Bulk importing data from CSVs/JSON using pre-determined UIDs

Hi, I’m importing about 200,000 records into dgraph. Here is a part of the schema:

type Mnemonic {
  full_name: String! @id

type MnemonicCode {
  phonem: String! @search(by: [exact])
  mnemonic: Mnemonic!

I would first import type Mnemonics using JSON like this:

  "set": [
  		"dgraph.type": "Mnemonic",
  		"Mnemonic.full_name": "eg1"
  		"dgraph.type": "Mnemonic",
  		"Mnemonic.full_name": "eg2"

And then import the MnemonicCodes assigning them to the correct UIDs like so:

  "set": [
  		"dgraph.type": "MnemonicCode",
  		"MnemonicCode.phonem": "ASDF",
  		"MnemonicCode.mnemonic": {
  			"uid": "0x27dd"

My issue is that I have to import all of the first type first, then take the 60,000 UIDs from the response, then assign those UIDs to the correct MnemonicCodes and re-manipulate all the json, which seems like it could lead to a lot of human error. Or is it safe to just set my own custom UIDs? As I also understand from the docs it is only possible to link nodes in ratel using UIDs and not the @id attribute of a type?

Dgraph supports a notion of a blank node. If you are open to using RDF triples instead of JSON, you could generate RDFs that look like this:

_:eg1 <dgraph.type> "Mnemonic" .
_:eg1 <Mnemonic.full_name> "eg1" . 

_:eg2 <dgraph.type> "Mnemonic" .
_:eg2 <Mnemonic.full_name> "eg2" . 

_:asdf <dgraph.type> "MnemonicCode" .
_:asdf <MnemonicCode.phonem> "ASDF" .
_:asdf <MnemonicCode.mnemonic>  :_eg1 . 

I have been vocal in the past about why JSON mutation notation is not good. This is one place where RDF shines more.

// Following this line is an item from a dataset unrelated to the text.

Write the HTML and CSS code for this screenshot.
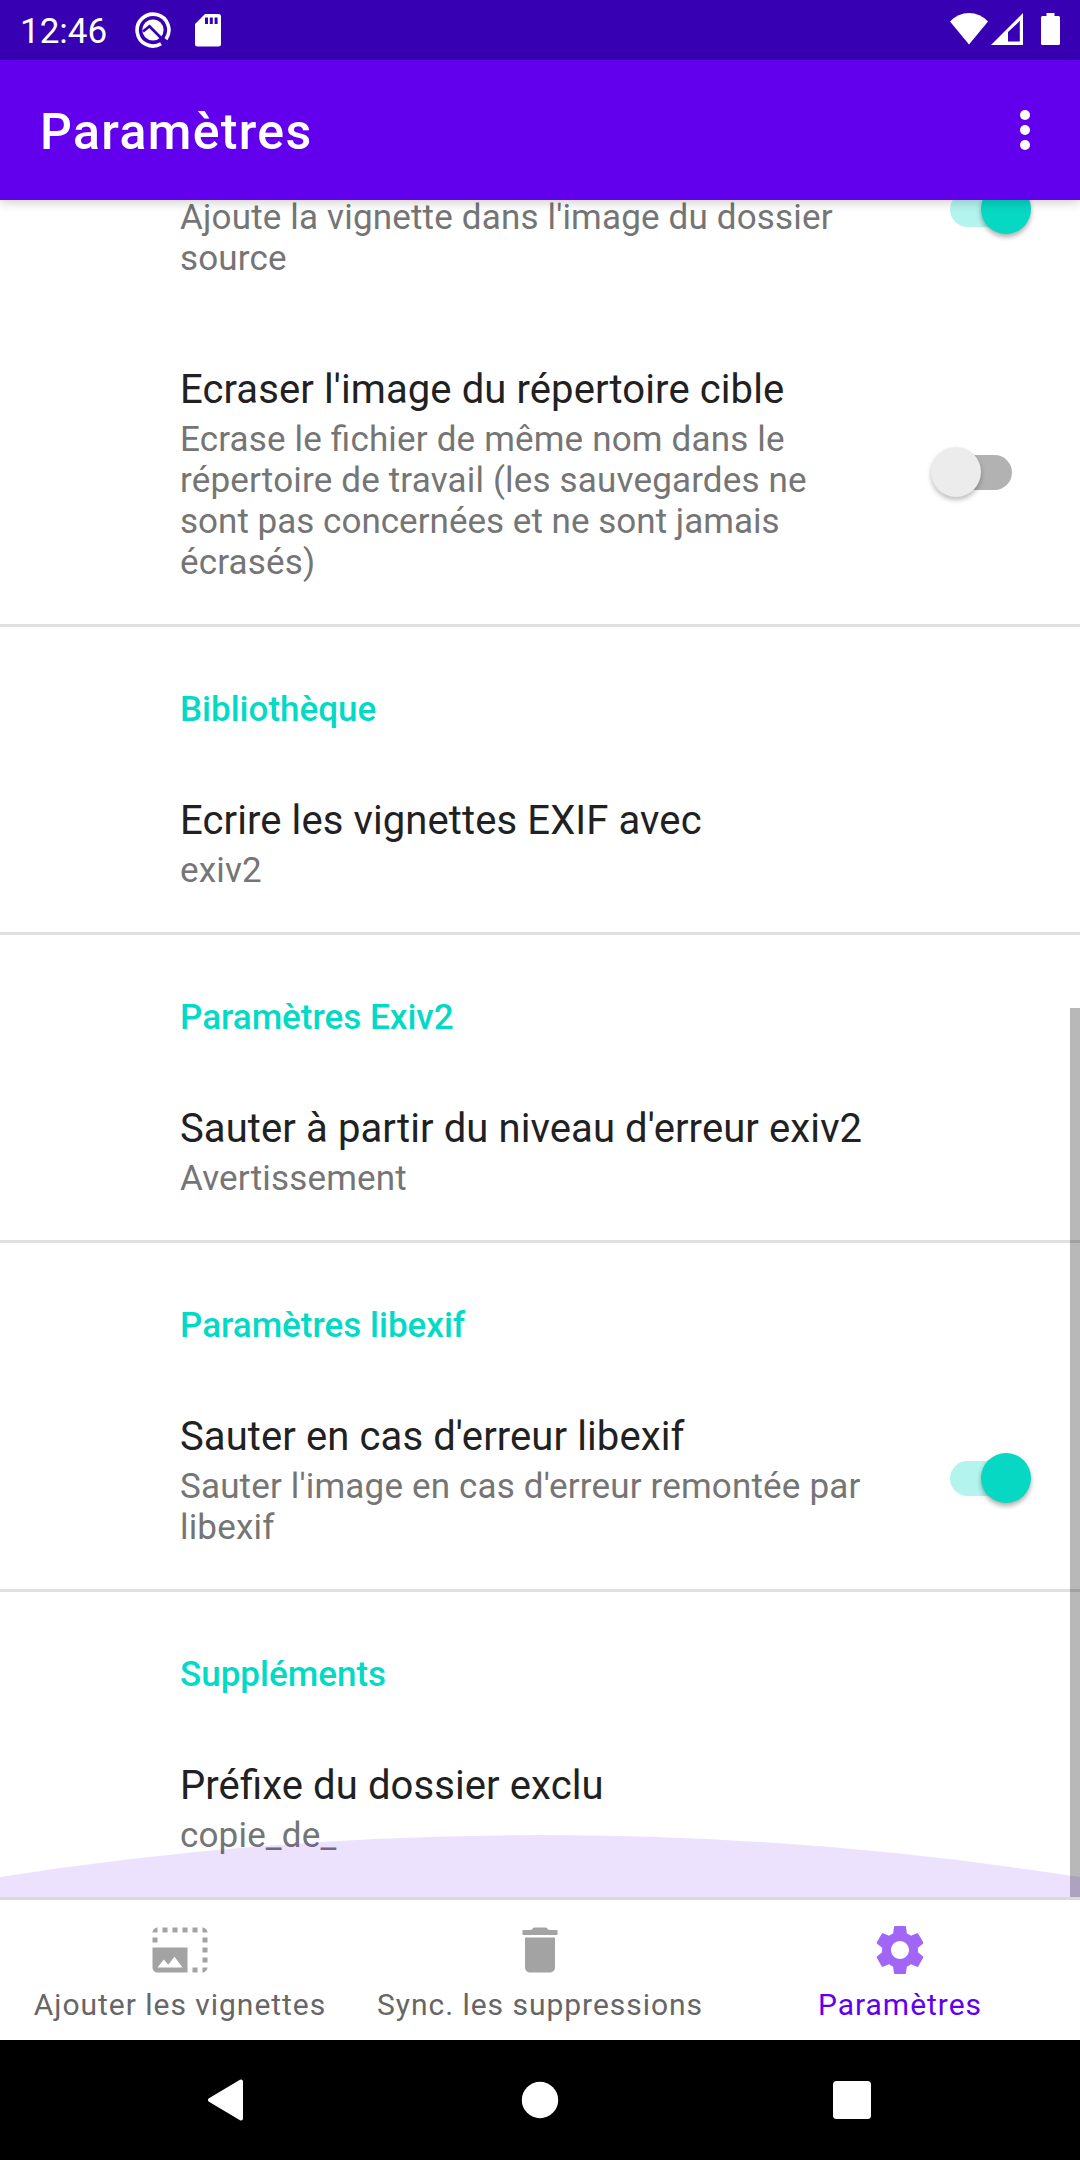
FILE: index.html
```html
<!DOCTYPE html>
<html lang="fr">
<head>
<meta charset="utf-8">
<title>Paramètres</title>
<link rel="stylesheet" href="styles.css">
</head>
<body>
<div class="screen">
  <header class="status-bar">
    <span class="clock">12:46</span>
    <svg class="status-q" width="36" height="36" viewBox="0 0 36 36">
      <path d="M26 31.800A15.900 15.900 0 1 1 31 27.200" fill="none" stroke="#fff" stroke-width="3.600"/>
      <circle cx="18" cy="18" r="10.600" fill="#fff"/>
      <path d="M8 19.500L14.500 14.200L29.500 29.500" fill="none" stroke="#3700b3" stroke-width="2.700"/>
    </svg>
    <svg class="status-sd" width="26" height="33" viewBox="0 0 26 33">
      <path fill="#fff" fill-rule="evenodd" d="M10 0H23.500Q26 0 26 2.500V30Q26 32.500 23.500 32.500H2.500Q0 32.500 0 30V10ZM10 3.500V10h3V3.500ZM14.800 3.500V10h3V3.500ZM19.600 3.500V10h3V3.500Z"/>
    </svg>
    <span class="spacer"></span>
    <div class="indicators">
      <svg width="38" height="32" viewBox="0 0 38 32"><path fill="#fff" d="M0 8.500Q8 0 19 0T38 8.500L19 31.500Z"/></svg>
      <svg class="status-cell" width="32" height="32" viewBox="0 0 32 32"><path fill="#fff" fill-rule="evenodd" d="M0 32L32 0V32ZM17 19V28.500H28.800V8Z"/></svg>
      <svg class="status-battery" width="19" height="32" viewBox="0 0 19 32"><path fill="#fff" d="M5.500 0h8v3H17.500Q19 3 19 4.500V30.500Q19 32 17.500 32H1.500Q0 32 0 30.500V4.500Q0 3 1.500 3h4Z"/></svg>
    </div>
  </header>

  <div class="app-bar">
    <h1 class="app-title">Paramètres</h1>
    <svg width="10" height="40" viewBox="0 0 10 40" fill="#fff"><circle cx="5" cy="5" r="5"/><circle cx="5" cy="20" r="5"/><circle cx="5" cy="35" r="5"/></svg>
  </div>

  <main class="content">
    <section class="group group-first">
      <div class="row row-cut">
        <div class="text"><p class="summary">Ajoute la vignette dans l'image du dossier<br>source</p></div>
        <div class="switch on"></div>
      </div>
      <div class="row row-overwrite">
        <div class="text">
          <p class="title">Ecraser l'image du répertoire cible</p>
          <p class="summary">Ecrase le fichier de même nom dans le<br>répertoire de travail (les sauvegardes ne<br><span class="tight">sont pas concernées et ne sont jamais</span><br>écrasés)</p>
        </div>
        <div class="switch off"></div>
      </div>
    </section>
    <section class="group">
      <h2 class="category">Bibliothèque</h2>
      <div class="row"><div class="text"><p class="title">Ecrire les vignettes EXIF avec</p><p class="summary">exiv2</p></div></div>
    </section>
    <section class="group">
      <h2 class="category">Paramètres Exiv2</h2>
      <div class="row"><div class="text"><p class="title">Sauter à partir du niveau d'erreur exiv2</p><p class="summary">Avertissement</p></div></div>
    </section>
    <section class="group">
      <h2 class="category">Paramètres libexif</h2>
      <div class="row">
        <div class="text"><p class="title">Sauter en cas d'erreur libexif</p><p class="summary">Sauter l'image en cas d'erreur remontée par<br>libexif</p></div>
        <div class="switch on"></div>
      </div>
    </section>
    <section class="group">
      <h2 class="category">Suppléments</h2>
      <div class="row"><div class="text"><p class="title">Préfixe du dossier exclu</p><p class="summary">copie_de_</p></div></div>
    </section>
    <div class="scrollbar"></div>
    <svg class="overscroll" width="1080" height="62" viewBox="0 0 1080 62"><path d="M0 42Q270 0 540 0T1080 42V62H0Z" fill="#6200ee" fill-opacity=".115"/></svg>
  </main>

  <nav class="tabs">
    <a class="tab">
      <svg class="tab-icon" width="60" height="60" viewBox="0 0 24 24" fill="#a3a3a3"><path d="M17 19h2v2h-2zM21 19h2c0 1-1 2-2 2zM21 15h2v2h-2zM21 11h2v2h-2zM21 7h2v2h-2zM17 3h2v2h-2zM13 3h2v2h-2zM9 3h2v2H9zM5 3h2v2H5zM1 7h2v2H1zM21 3c1 0 2 1 2 2h-2zM3 3v2H1c0-1 1-2 2-2zM1 11v8c0 1.100.9 2 2 2h12V11zm2 8l2.500-3.210 1.790 2.150 2.500-3.220L13 19z"/></svg>
      <span class="tab-label">Ajouter les vignettes</span>
    </a>
    <a class="tab">
      <svg class="tab-icon" width="60" height="60" viewBox="0 0 24 24" fill="#a3a3a3"><path d="M6 19c0 1.100.9 2 2 2h8c1.100 0 2-.9 2-2V7H6v12zM19 4h-3.500l-1-1h-5l-1 1H5v2h14V4z"/></svg>
      <span class="tab-label">Sync. les suppressions</span>
    </a>
    <a class="tab active">
      <svg class="tab-icon" width="60" height="60" viewBox="0 0 24 24" fill="#a166f5"><path d="M19.140 12.940c.04-.3.06-.61.06-.94 0-.32-.02-.64-.07-.94l2.030-1.580c.18-.14.23-.41.12-.61l-1.920-3.320c-.12-.22-.37-.29-.59-.22l-2.390.96c-.5-.38-1.030-.7-1.620-.94l-.36-2.540c-.04-.24-.24-.41-.48-.41h-3.840c-.24 0-.43.17-.47.41l-.36 2.540c-.59.24-1.130.57-1.620.94l-2.390-.96c-.22-.08-.47 0-.59.22L2.740 8.870c-.12.21-.08.47.12.61l2.030 1.580c-.05.3-.09.63-.09.94s.02.64.07.94l-2.030 1.580c-.18.14-.23.41-.12.61l1.920 3.320c.12.22.37.29.59.22l2.390-.96c.5.38 1.030.7 1.620.94l.36 2.540c.05.24.24.41.48.41h3.840c.24 0 .44-.17.47-.41l.36-2.540c.59-.24 1.130-.56 1.620-.94l2.390.96c.22.08.47 0 .59-.22l1.920-3.320c.12-.22.07-.47-.12-.61l-2.010-1.580zM12 15.600c-1.980 0-3.600-1.620-3.600-3.600s1.620-3.600 3.600-3.600 3.600 1.620 3.600 3.600-1.620 3.600-3.600 3.600z"/></svg>
      <span class="tab-label">Paramètres</span>
    </a>
  </nav>

  <footer class="system-nav">
    <svg width="36" height="42" viewBox="0 0 36 42"><path d="M3 21L34 2.500V39.500Z" fill="#fff" stroke="#fff" stroke-width="4" stroke-linejoin="round"/></svg>
    <svg class="home" width="38" height="38" viewBox="0 0 38 38"><circle cx="19" cy="19" r="18.200" fill="#fff"/></svg>
    <svg width="38" height="38" viewBox="0 0 38 38"><rect width="38" height="38" rx="3.500" fill="#fff"/></svg>
  </footer>
</div>
</body>
</html>
```
FILE: styles.css
```css
* { box-sizing: border-box; margin: 0; padding: 0; }
body { font-family: Roboto, sans-serif; background: #fff; }
svg { display: block; flex: none; }
.screen { width: 1080px; height: 2160px; display: flex; flex-direction: column; overflow: hidden; background: #fff; }

.status-bar { height: 60px; flex: none; background: #3700b3; display: flex; align-items: center; padding: 0 20px; color: #fff; }
.clock { font-size: 35px; line-height: 60px; padding-top: 3px; }
.status-q { margin-left: 28px; }
.status-sd { margin-left: 24px; }
.spacer { flex: 1; }
.indicators { display: flex; align-items: center; margin-bottom: 2px; }
.status-cell { margin-left: 3px; }
.status-battery { margin-left: 18px; }

.app-bar { height: 140px; flex: none; background: #6200ee; color: #fff; display: flex; align-items: center; justify-content: space-between; padding: 0 50px 0 40px; position: relative; z-index: 2; box-shadow: 0 3px 10px rgba(0, 0, 0, .18); }
.app-title { font-size: 50px; font-weight: 500; letter-spacing: 1.35px; line-height: 60px; padding-top: 4px; }

.content { flex: 1; min-height: 0; overflow: hidden; position: relative; }
.group { padding: 62px 0 41px; border-bottom: 3px solid #e0e0e0; }
.group-first { padding-top: 0; }
.group:nth-child(5) { border-bottom: 0; }
.category { padding-left: 180px; font-size: 35px; line-height: 41px; font-weight: 500; color: #03dac5; margin-bottom: 67px; }
.row { padding-left: 180px; padding-right: 49px; display: flex; align-items: center; justify-content: space-between; }
.row-cut { margin-bottom: 87px; align-items: flex-start; }
.row-cut .text { margin-top: -3px; }
.row-cut .switch { margin-top: -16px; }
.row-overwrite { padding-right: 68px; }
.title, .summary { white-space: nowrap; font-feature-settings: "liga" 1; }
.title { font-size: 40px; line-height: 47px; letter-spacing: .1px; color: #212121; margin-bottom: 6px; }
.summary { font-size: 35px; line-height: 41px; letter-spacing: .17px; color: #757575; }
.tight { letter-spacing: .02px; }

.switch { width: 81px; height: 50px; flex: none; display: flex; align-items: center; position: relative; margin-bottom: 5px; }
.switch::before { content: ""; width: 70px; height: 35px; border-radius: 18px; background: #b4f4ee; }
.switch::after { content: ""; position: absolute; top: 0; right: 0; width: 50px; height: 50px; border-radius: 50%; background: #06d8c4; box-shadow: 0 3px 5px rgba(0, 0, 0, .32); }
.switch.off { justify-content: flex-end; }
.switch.off::before { background: #b2b2b2; }
.switch.off::after { right: auto; left: 0; background: #ececec; box-shadow: 0 3px 5px rgba(0, 0, 0, .26); }

.scrollbar { position: absolute; right: 0; top: 808px; bottom: 0; width: 10px; background: rgba(0, 0, 0, .28); }
.overscroll { position: absolute; left: 0; bottom: 0; }

.tabs { height: 143px; flex: none; border-top: 3px solid #dad9dc; display: grid; grid-template-columns: repeat(3, 1fr); background: #fff; }
.tab { display: flex; flex-direction: column; align-items: center; padding-top: 20px; color: #666; }
.tab.active { color: #6200ee; }
.tab-label { font-size: 30px; line-height: 35px; letter-spacing: .97px; margin-top: 7px; white-space: nowrap; }

.system-nav { height: 120px; flex: none; background: #000; display: flex; align-items: center; justify-content: space-between; padding: 0 209px 0 207px; }
.home { margin-left: 4px; }
```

(on a broader note: json, yaml, and unprincipled “human readable config/data” languages should die in a fire. Things like Dhall can stay)

So, let me understand right what are the steps you are doing.

This example is what you are doing(?):

  1. You have the “Base” dataset and you import it via Bulkload.
  2. Later you have more datasets that takes the previous dataset as context and load it via liveloader.

Is that correct?

I would recommend the following.

  1. The same as before, but use some of the XIDs storing approach
dgraph bulk -h | grep xid
--store_xids.        Generate an xid edge for each node.
--xidmap string        Directory to store xid to uid mapping

I like the mapping to a directory. But you can use the first one to store the XID in the node itself.

  1. The same as before, but continue the XIDs approach.
dgraph live -h | grep xid

-U, --upsertPredicate string
run in upsertPredicate mode. the value would be used to 
store blank nodes as an xid

-x, --xidmap string
Directory to store xid to uid mapping

The upsertPredicate approach is new, and I didn’t used so far. But the idea is that it will take your data, analyze the XIDs and them generate internally several upsert blocks.

The xidmap map is the continuation of the previous storing XIDs in the directory. So here you gonna add the path that you have stored the mapping in previous loads. Always use the same path/files and make sure that all XIDs are always unique. XID is basically a “_:BLANKNODE”.

I think it is fine. I don’t see any problem with this. XIDs in JSON syntax is just "uid": "_:BlankNode1" - I think JSON is really friendly for new users. RDF is really cool, but you have very few devs out there that really understand it. I prefer RDF, but JSON is totally fine.

1 Like

hmmm well from a glance it seems great, but from a quick google it seems like a whole new topic and format to learn just to import data, especially generating them using rdflib in python, or maybe I’m just overlooking it. If you have any links or tips would be great. one more thing to note I’m using Dgraph Cloud if that makes a difference on importing.